A software company like Google maintains a lot of code, like seriously, a lot. Over 2 billion lines of code and nearly a hundred TB of data to go along with it. If they scaled, it would be hard to even comprehend it, like all the stars in the universe or all the universes in the multiverse and you have thousands of engineers around the world working on it simultaneously. But get this, they store all their code in a single Monolithic repository, and they've been doing it since the very beginning. Today, Google's Mono Repo is likely the largest code base in the world. Monorepo is great because it provides consistency, you can share things like eslint config, a UI library of web components, system utility libraries, documentation and so on.

Nx Monorepo

There is one big problem with Monorepos, and that’s the fact that they are big. As the Monorepo becomes larger, there are more things to test, more things to build and a lot more artifacts to store as a result. Your editor will lag trying to process the massive git history and you’ll need a 20 minutes smoke break waiting for everything to run on the CI server after every commit. To operate a Monorepo at scale, it’s absolutely essential to have the right tooling, that’s where Nx comes in. Nx is a tool that builds a project graph by analyzing your workspace and then uses it only to rebuild what is necessary and to never run the same computation twice. Nx offers a lot of great features, it has a high-quality VS Code plugin, interactive visualizations, GitHub integrations and much more. The best part is that it is not necessary to use all of those features Nx provides. You don’t need the Nx plugin? No biggie, you don’t need it, you can only use core features and configurations to make your Monorepo easier to use, everything else is a plus. The most important thing is that Nx is fast, it uses its distributed task execution and computation caching to keep your CI time the same. T Whether you build one project or ten of them at the same time, it doesn’t matter, it is all the same.

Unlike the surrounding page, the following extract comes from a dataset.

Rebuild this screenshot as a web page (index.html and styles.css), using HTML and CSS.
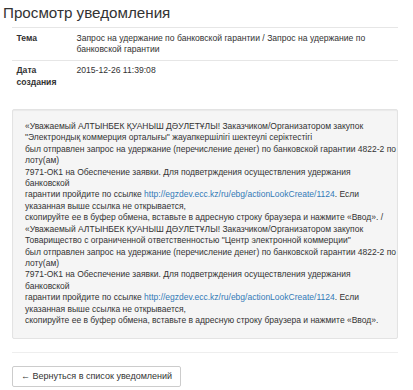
FILE: index.html
```html
<!DOCTYPE html>
<html lang="ru">
<head>
    <meta charset="UTF-8">
    <meta name="viewport" content="width=device-width, initial-scale=1.0">
    <title>Просмотр уведомления</title>
    <link rel="stylesheet" href="styles.css">
</head>
<body>
    <div class="page">
        <h2 class="page-title">Просмотр уведомления</h2>

        <table class="detail-table">
            <tr>
                <th>Тема</th>
                <td>Запрос на удержание по банковской гарантии / Запрос на удержание по банковской гарантии</td>
            </tr>
            <tr>
                <th>Дата создания</th>
                <td>2015-12-26 11:39:08</td>
            </tr>
        </table>

        <div class="well">
            «Уважаемый АЛТЫНБЕК ҚУАНЫШ ДӘУЛЕТҰЛЫ! Заказчиком/Организатором закупок<br>
            "Электрондық коммерция орталығы" жауапкершілігі шектеулі серіктестігі<br>
            был отправлен запрос на удержание (перечисление денег) по банковской гарантии 4822-2 по<br>
            лоту(ам)<br>
            7971-ОК1 на Обеспечение заявки. Для подветрждения осуществления удержания<br>
            банковской<br>
            гарантии пройдите по ссылке <a href="#">http://egzdev.ecc.kz/ru/ebg/actionLookCreate/1124</a>. Если<br>
            указанная выше ссылка не открывается,<br>
            скопируйте ее в буфер обмена, вставьте в адресную строку браузера и нажмите «Ввод». /<br>
            «Уважаемый АЛТЫНБЕК ҚУАНЫШ ДӘУЛЕТҰЛЫ! Заказчиком/Организатором закупок<br>
            Товарищество с ограниченной ответственностью "Центр электронной коммерции"<br>
            был отправлен запрос на удержание (перечисление денег) по банковской гарантии 4822-2 по<br>
            лоту(ам)<br>
            7971-ОК1 на Обеспечение заявки. Для подветрждения осуществления удержания<br>
            банковской<br>
            гарантии пройдите по ссылке <a href="#">http://egzdev.ecc.kz/ru/ebg/actionLookCreate/1124</a>. Если<br>
            указанная выше ссылка не открывается,<br>
            скопируйте ее в буфер обмена, вставьте в адресную строку браузера и нажмите «Ввод».
        </div>

        <hr class="divider">

        <a class="btn" href="#">&larr; Вернуться в список уведомлений</a>
    </div>
</body>
</html>
```

FILE: styles.css
```css
body {
    margin: 0;
    font-family: "Liberation Sans", Arial, sans-serif;
    font-size: 8.6px;
    line-height: 11.43px;
    color: #333333;
    background-color: #ffffff;
}
.page {
    padding: 3px 15px 0 12px;
}
.page-title {
    margin: 0 0 5px -9px;
    font-size: 15.2px;
    font-weight: normal;
    line-height: 19px;
}
.detail-table {
    width: 100%;
    border-collapse: collapse;
    margin-bottom: 16px;
}
.detail-table th,
.detail-table td {
    padding: 4.5px;
    text-align: left;
    vertical-align: top;
    border-top: 1px solid #e6e6e6;
}
.detail-table th {
    width: 51px;
    font-weight: bold;
}
.well {
    padding: 11px 8px 11px 12px;
    font-size: 8.5px;
    white-space: nowrap;
    background-color: #f5f5f5;
    border: 1px solid #e3e3e3;
    border-radius: 2px;
    box-shadow: inset 0 1px 1px rgba(0, 0, 0, 0.05);
}
.well a {
    color: #337ab7;
    text-decoration: none;
}
.divider {
    margin: 13px 0;
    border: 0;
    border-top: 1px solid #eeeeee;
}
.btn {
    display: inline-block;
    padding: 4px 8px;
    font-size: 9px;
    color: #333333;
    text-decoration: none;
    background-color: #ffffff;
    border: 1px solid #cccccc;
    border-radius: 2px;
}
```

Of course, nothing is perfect, so just like everything else, Nx has its own few negatives. Single package.json for all your projects could be a problem and also, when triggering updates, all projects are considered affected and need to be rebuilt, so keep your projects fairly updated and you’ll be okay. Some editors struggle with large monorepos, so it is recommended to use VS Code which handles the problem really well.


All in all, Monorepos can be a big mess, but with great tools such as Nx, they are easier to control, to use and to navigate through your projects. With fast build times, many plugins, nice visualizations and so on, you really cannot go wrong on this one. So go on, and make your programming and your life easier, check out Nx, and your future self will thank you for it.